第2巻の巻頭には「思念と金言」と題されたカレームの言葉が28ページにわたって掲載されています。その1節を紹介すると、

Le homme de lettres sait jouir des plaisir de la gastronomie.
(教養ある人はガストロノミーの歓びを享受する法を知っている。)

こうした料理の解説と直接関係のない文章は、自分は単なるパティシエ・キュイジニエではないという、カレームの自己主張を裏付けるものです。
ユニークな点のもうひとつは、肝心の料理の解説を「ポトフ」という本来だったら宮廷の料理人が決して取り上げないような素朴なスープから始めていることです。その理由についてカレームは本文の中できちんと説明していますが、これも貧民出身のカレームならではの選択といえるでしょう。
カレームが目指していたフランス料理の体系的な再構築とは、いったいどういうことなのでしょうか。その答えを解く鍵こそこの最初の3巻にあります。それを意識してこの3巻を読み解けば、無駄な回り道のように見えた数々のエッセイや金言もカレームの狙いを理解するうえで重要な意味があることが分かってきます。「19世紀のフランス料理術」はそういう意味でもきわめて重要な文献なのです。

電子書籍版
ファクシミリ版


Projets d'Architecture Pour Les Embellissements de Paris
パリの美観を引きたたせる建築デザイン集

カレームの著作の中で、これだけはちょっと異質です。
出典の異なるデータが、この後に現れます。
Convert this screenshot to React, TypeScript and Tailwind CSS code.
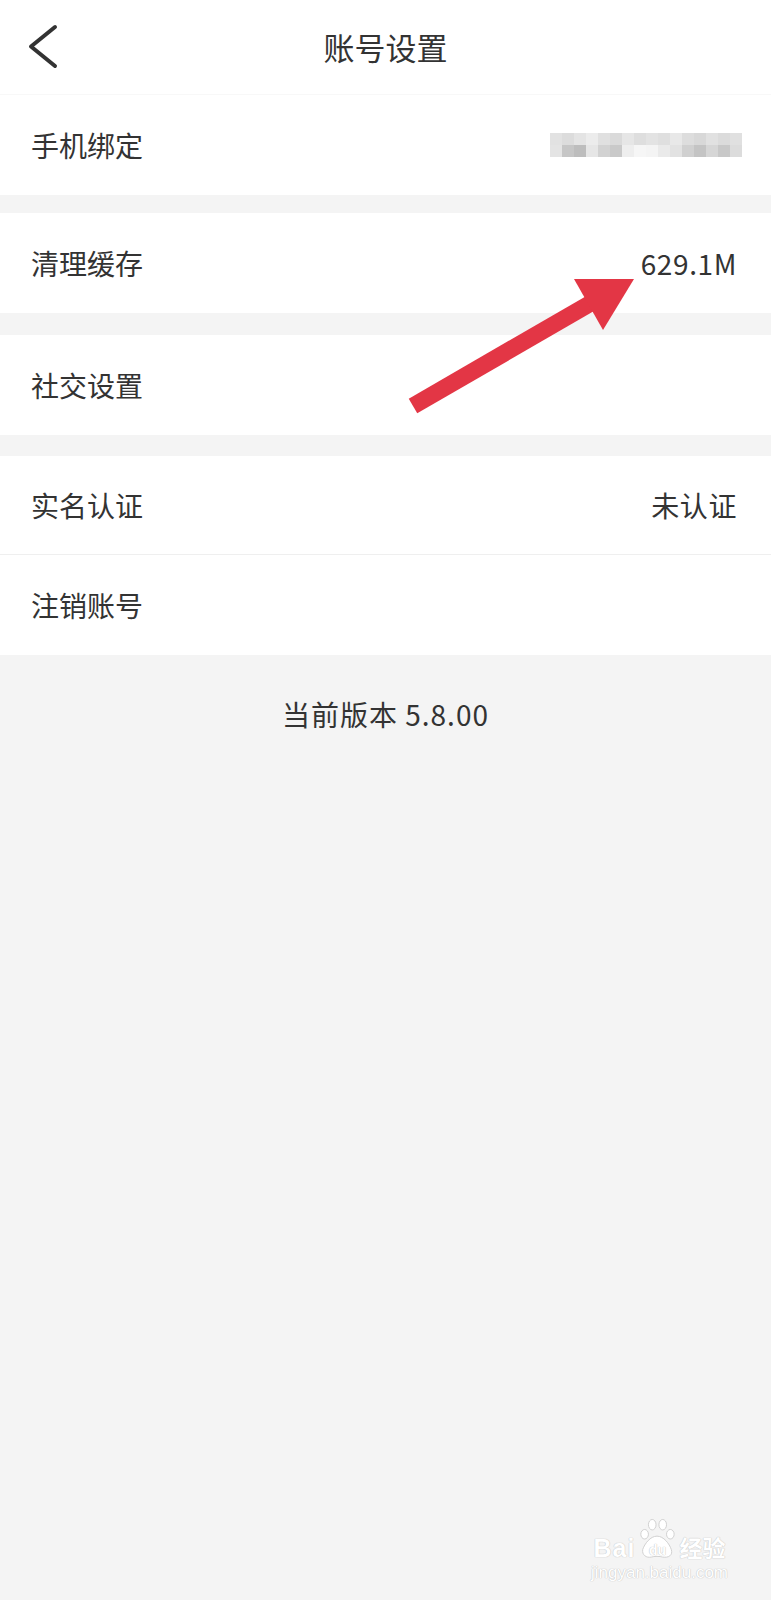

というのも、これは料理とまったく関係のない建築物のデッサン集だからです。
そもそも公に出版することを目的としていたかどうかも定かではなく、あるいはカレームが自分の関心の対象であった建築物をピエス・モンテの参考にするため個人的に画家に依頼して描かせたものかもしれません。
描かれたのは1821年から1826年にかけて。これを6冊の小冊子にしてフォリオ形式でまとめたのが本書ですが、カレームの死後に再出版した時点ですでにデッサンの大半が失われていたようで、残ったものも状態はあまり良くなかったと思われます。
描かれた建造物はパリとサンクト・ペテルスブルグの建築や記念碑、噴水などで、カレームはこのフォリオを当時のフランス王であったシャルル10世とすでに故人であったロシアのアレクサンドル1世に捧げています。
以上のような事情で、現存している「パリの美観を引きたたせる建築デザイン集」も状態が悪く、しかも本来6分冊であったもののうち残っているのは5分冊のみ。したがって、Gallica で公開されている版も5分冊のみです。また、Amazon を通して購入できるファクシミリ版も Gallica の版に依っているため同じく5分冊だけが販売されています。
図版は書籍自体の劣化のため線が薄くなっており、大変見づらいのも残念なところです。